There is an overload of information on the web, in magazines, on television and from self-proclaimed health professionals out there that it is hard to know what to believe and what to follow. The mountain of contradictions frustrates me. One “health and fitness” (read diet nut) website will say don’t eat any carbohydrates or do any cardio exercise. Another will say fill up on wholegrains and run your little butt off. *sigh*
I am a student of the Keep-It-Simple and Everything-In-Moderation schools and that seems to work for me. The last six months of my life have been about finding a balance and focusing on what my body needs.
- Eat 4 different vegetables every day. Preferably different, rich colours too. Why not get the maximum nutrients you can every day? Mix up your vegetables throughout the week too.
- Move every day. It doesn’t have to be a lot or high impact, but make sure you move that body every day. Walk, bike, yoga, dance, skate, run, skip or row. Every day for at least 20 minutes.
- Only eat when hungry. It took me a while to get used to this. We tend to eat when it’s “lunch time” or when dinner is served, but if you’re not hungry, why eat? Don’t leave it until you’re famished, but wait to hear that little hungry signal before you eat something else. I tend to eat breakfast, lunch and dinner with two snacks in between.
- Make the right choices 80% of the time. This really is about maintaining balance. I hate the word diet with a passion (as most people do). It’s about choosing healthy, fresh foods over the sugary, processed ones MOST of the time. I mean, if you never let yourself have that scoop of ice-cream, you’ll eventually end up going crazy and eating seven tubs of the stuff. Relax 10 – 20% of the time and allow yourself a few treats.
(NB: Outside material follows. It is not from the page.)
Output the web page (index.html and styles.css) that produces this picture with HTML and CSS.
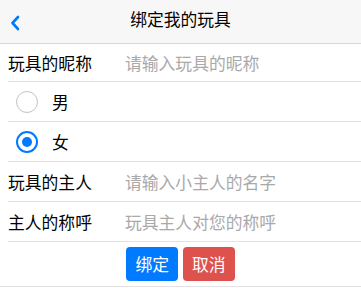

- Limit alcohol and caffeine. I know, I know. A glass of vino or a coffee in the morning is fine (and lovely), but alcohol is empty calories and a lot of them. Both drinks dehydrate the crap out of you too, so make sure you substitute them for water every now and then.
- Include strength work into your exercise. Most women are scared of bulky, large muscles and therefore avoid weight training to focus on burning calories with cardio exercise. The truth is that you want to transform that fat into lean muscle to boost your metabolism and burn more fat more efficiently. Start off lightly and ask a trainer to assist you with exercises to try.
- Learn to love cooking. I used to be a very lazy cook. I would jut throw a chicken breast with a can of some kind of simmer sauce and a few vegies and call it dinner. Now I concentrate on making as many things from scratch as possible. This way I control the sugar and oil levels and start with a base of fresh food. When you have the time, investigate new healthy recipes and testing different herb and spice combinations. No time? Cook up a bunch of meals on the weekend and freeze them for weeknight dinners.
- Listen to your joints and muscles. My boyfriend is terrible at this (you know you are T!). He’ll have a sore back and keep pumping heavy weights, ignoring the pain until it becomes so bad that he can barely move without wincing. Stretch often. Yoga classes are great, but if that’s not your thing, stretch by yourself. Make sure you target all your main muscle groups to avoid any pain or cramping. Also regular visits to an osteopath, chiropractor and/or massage therapist do wonders.
- Stop eating when full. Self explanatory, no? I was always brought up to eat everything on my plate, it was considered rude if you didn’t (or, even worse, you wouldn’t get dessert). But servings at restaurants these days are enormous and a much larger serving than most of us need. My aunt throws her serviette over her plate when she is full so she doesn’t keep picking at the rest of her meal.
- Be grateful. When you are feeling healthy and energetic – be grateful for it. Every time I get sick I pine for the days when I felt healthy and realise that I always take it for granted. If your legs are okay – run. If you’re cold-free, take a walk and take big breaths of the fresh air. Don’t take your health for granted.